During the 3 April edition of the National Democratic Party (NDP) radio program government was advised by a resident to ignore complaints and proceed with two proposed projects that individually attracted the highest public criticism the Party has ever faced. The suggested projects are the Beef Island Golf Course project and the T.B. Lettsome Airport Expansion project. Both projects for differing reasons fuelled public concern.
The caller announced that he believes that more needs to be done to improve the Territory’s tourism product; he, then, zoomed on matters such as the uncertainties with financial services, airlift woes, and accommodation shortcomings, and announced that by undertaking both projects Government can save the BVI from a dismal economic future.
Recently, the conversation surrounding the proposed Airport project has been poles apart, as persons weigh the need for the development against the cost, arguing that the investment should not be undertaken at this time.
Another concern is the fact that a China-based company is in the running for the contract, and residents express concerns relating to rumours that the company has made requests to import its own labor. However, on numerous occasions Premier and Minister for Finance, Dr. the Hon. D. Orlando Smith has assured that a final decision has not been made on the contract, and that Government will seek public consultation on the matter. A commentator told this newspaper that is also difficult to see, in case things go wrong with China, what David could do with Goliath this time around.
The division was further widened as the Opposition and members of the Government backbench echoed hesitation about certain aspects of the proposed project.
It is against this backdrop that the caller on Monday admonished the Premier and his panel of Ministers to proceed and ignore those opposing. He said: “We need the airport expanded now.”
In defending his point the caller, who said that he works in the tourism industry, mentioned the withdrawal of American Eagle from the Territory, and announced that some of the other islands that were also affected have already develop better airports. The above mentioned pundit noted that “the caller failed to mention that St. Thomas is doing great as a replacement for Puerto Rico, and in fact visitors numbers are going up not down; a better ferry service with St. Thomas to get tourists here quickly and smoothly, and a faster Immigration & Customs clearance would be welcome by tourists. A massive investment at a time when we do not know where the world is heading for is very unwise.”

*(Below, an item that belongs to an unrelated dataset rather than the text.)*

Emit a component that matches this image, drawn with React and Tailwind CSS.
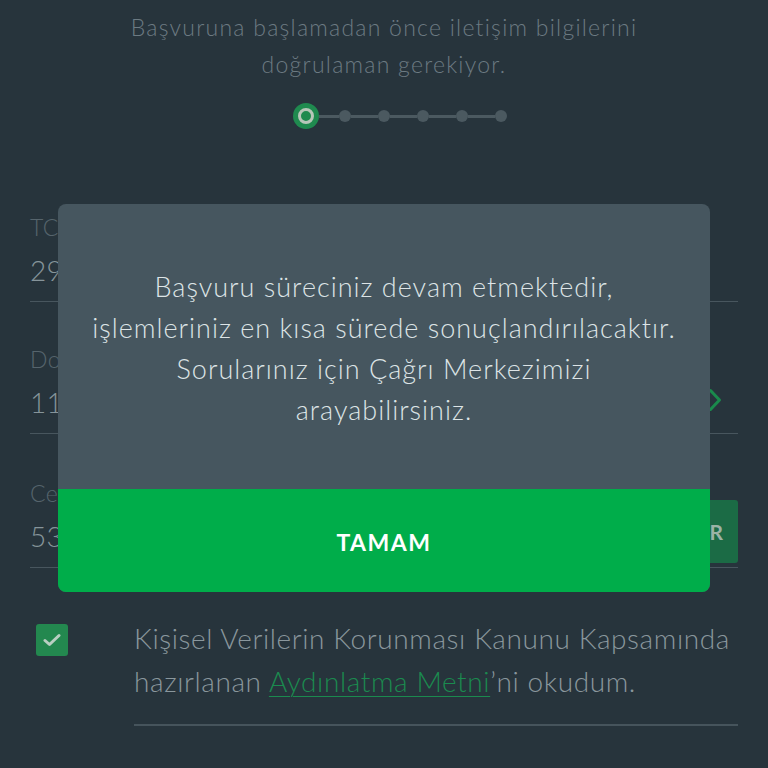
import React from 'react';

const dots = [1, 2, 3, 4, 5];

const Field = ({ label, value, children }) => (
  <div className="relative flex items-end gap-[12px] border-b border-[#48565e] pb-[14px]">
    <div className="flex-1">
      <div className="text-[23px] font-light leading-[30px] tracking-[0.5px] text-[#56646c]">{label}</div>
      <div className="mt-[11px] text-[28px] font-light leading-[34px] tracking-[0.3px] text-[#86949a]">{value}</div>
    </div>
    {children}
  </div>
);

const App = () => {
  return (
    <div className="relative h-[768px] w-[768px] overflow-hidden bg-[#27343c] font-['Lato',sans-serif]">
      <div className="pt-[9px] text-center text-[23px] font-light leading-[37px] tracking-[1.25px] text-[#6c7a82]">
        Başvuruna başlamadan önce iletişim bilgilerini
        <br />
        doğrulaman gerekiyor.
      </div>

      <div className="mt-[20px] flex items-center pl-[293px]">
        <div className="flex h-[26px] w-[26px] items-center justify-center rounded-full bg-[#1f8a4f]">
          <div className="h-[16px] w-[16px] rounded-full border-[3px] border-[#b7c6b9] bg-[#1f8a4f]" />
        </div>
        <div className="h-[3px] w-[20px] bg-[#4b5960]" />
        {dots.map((d, i) => (
          <React.Fragment key={d}>
            <div className="h-[12px] w-[12px] rounded-full bg-[#4b5960]" />
            {i < dots.length - 1 && <div className="h-[3px] w-[27px] bg-[#4b5960]" />}
          </React.Fragment>
        ))}
      </div>

      <div className="mt-[83px] flex flex-col gap-[42px] px-[30px]">
        <Field label="TC Kimlik Numarası" value="29" />
        <Field label="Doğum Tarihi" value="11/">
          <svg className="absolute right-[16px] top-[44px]" width="14" height="24" viewBox="0 0 14 24" fill="none">
            <path d="M2.5 2.5l9 9.5-9 9.5" stroke="#1a8a4c" strokeWidth="3" strokeLinecap="round" strokeLinejoin="round" />
          </svg>
        </Field>
        <div className="mt-[2px]">
          <div className="relative flex items-end gap-[12px] border-b border-[#48565e] pb-[4px]">
            <div className="flex-1 pb-[10px]">
              <div className="text-[23px] font-light leading-[30px] tracking-[0.5px] text-[#56646c]">Cep Telefonu</div>
              <div className="mt-[11px] text-[28px] font-light leading-[34px] tracking-[0.3px] text-[#86949a]">53</div>
            </div>
            <div className="flex h-[63px] w-[130px] items-center justify-end rounded-[3px] bg-[#1b6b45] pr-[15px] text-[21px] font-bold text-[#9bb2a6]">
              GÖNDER
            </div>
          </div>
        </div>
      </div>

      <div className="mt-[49px] flex gap-[66px] pl-[36px] pr-[30px]">
        <div className="mt-[7px] flex h-[32px] w-[32px] shrink-0 items-center justify-center rounded-[3px] bg-[#23884f]">
          <svg width="18" height="14" viewBox="0 0 18 14" fill="none">
            <path d="M2 7.5l4.5 4L16 2.5" stroke="#b9cfc2" strokeWidth="3" strokeLinecap="round" strokeLinejoin="round" />
          </svg>
        </div>
        <div className="flex-1">
          <div className="text-[28px] font-light leading-[43px] tracking-[0.6px] text-[#8a979d]">
            Kişisel Verilerin Korunması Kanunu Kapsamında hazırlanan{' '}
            <span className="text-[#1b8a4f] underline decoration-1 underline-offset-4">Aydınlatma Metni</span>’ni okudum.
          </div>
          <div className="mt-[21px] h-[2px] bg-[#46545c]" />
        </div>
      </div>

      <div className="absolute left-[58px] top-[204px] w-[652px] overflow-hidden rounded-[8px] bg-[#46565f]">
        <div className="flex h-[285px] items-center justify-center pt-[2px] text-center text-[27px] font-light leading-[41px] tracking-[1px] text-[#dde4e6]">
          <p>
            Başvuru süreciniz devam etmektedir,
            <br />
            işlemleriniz en kısa sürede sonuçlandırılacaktır.
            <br />
            Sorularınız için Çağrı Merkezimizi
            <br />
            arayabilirsiniz.
          </p>
        </div>
        <div className="flex h-[103px] items-center justify-center bg-[#00ad4a] pt-[3px] text-[23px] font-bold tracking-[1.5px] text-white">
          TAMAM
        </div>
      </div>
    </div>
  );
};

export default App;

He specifically mentioned the recent opening of St Vincent and the Grenadines international airport and noted that the BVI has more arrivals than that country and should also develop its airport: “We are still in the top ten for (tourist) arrivals…We need the airport. If we don’t get it now in the next few years, the BVI will get hurt in getting people here,” the resident pleaded.
He added: “I know that the airport can pay for itself in the BVI; I know that; I am involved in the industry. The yachting sector of the BVI is good, but after April the tourism industry takes a tail down because the yachting industry goes down a bit. What will sustain the BVI a little longer in tourism is people that stay in hotels. I find that we are not discussing that; because that’s what brings flights. Rooms tie into flights; that’s what it does,” the resident added.
Premier Smith agreed with the airport expansion suggestion but noted that Government is carefully approaching the matter: “I think we all, in this room, agree that there is need for expanding the airport here in the BVI, but I also think that we need to look at it very carefully and determine how we go forward.”
The same caller also announced that the shelved golf course project is one of the developments that can be very beneficial at this time. He therefore asked Premier Smith to put the project back on the burner: “we see a lot of development happening around the BVI in the islands of Virgin Gorda and other places, but nothing happening in Tortola. We need to start having some serious discussions; because if financial services gonna take a hit we don’t know what is going to happen. Tourism got to carry the burden and we need more rooms, we need the golf course –start the discussion again,” the caller said. This claim contrasted with the rosy picture painted earlier by the same caller.
He added: “People will make noise, Hon. Lavity Stoutt tried to build certain things in this country, and he got opposed everywhere he turned. People will oppose, but we need to get the facts so people can understand, and this is where we going this is where we have to go.”
The golf course, and Beef Island five star hotel project referred to by the resident was highly contested during the NDP’s 2003-2007 administration. In fact, the project was the subject of many public meetings and even a court case. At the heart of the controversial matter were plans for the development of a resort that included: inner and outer marinas; a marina village; a 200 room hotel and spa; residential lots and villas, Trellis Bay Commercial Centre, and an 18 hole, 180 acre golf course.
The hotel and golf course plan became a controversial matter as residents protested claiming that if commenced the project would have adverse effects on Hans Creek and the surrounding area
However, the idea was never discarded as Premier Smith announced back in May 2014 that the project is still on the table. During a press conference on May 29, Premier Smith informed reporters that the Beef Island project is being promoted as one of the Territory’s investment opportunities as Government tries to woe investment to the BVI.
“But at one point in the 1990s wasn’t there a Chinese investor who had bought lots of land on Beef Island to build a huge hotel with its golf course? What happened?” the pundit asked.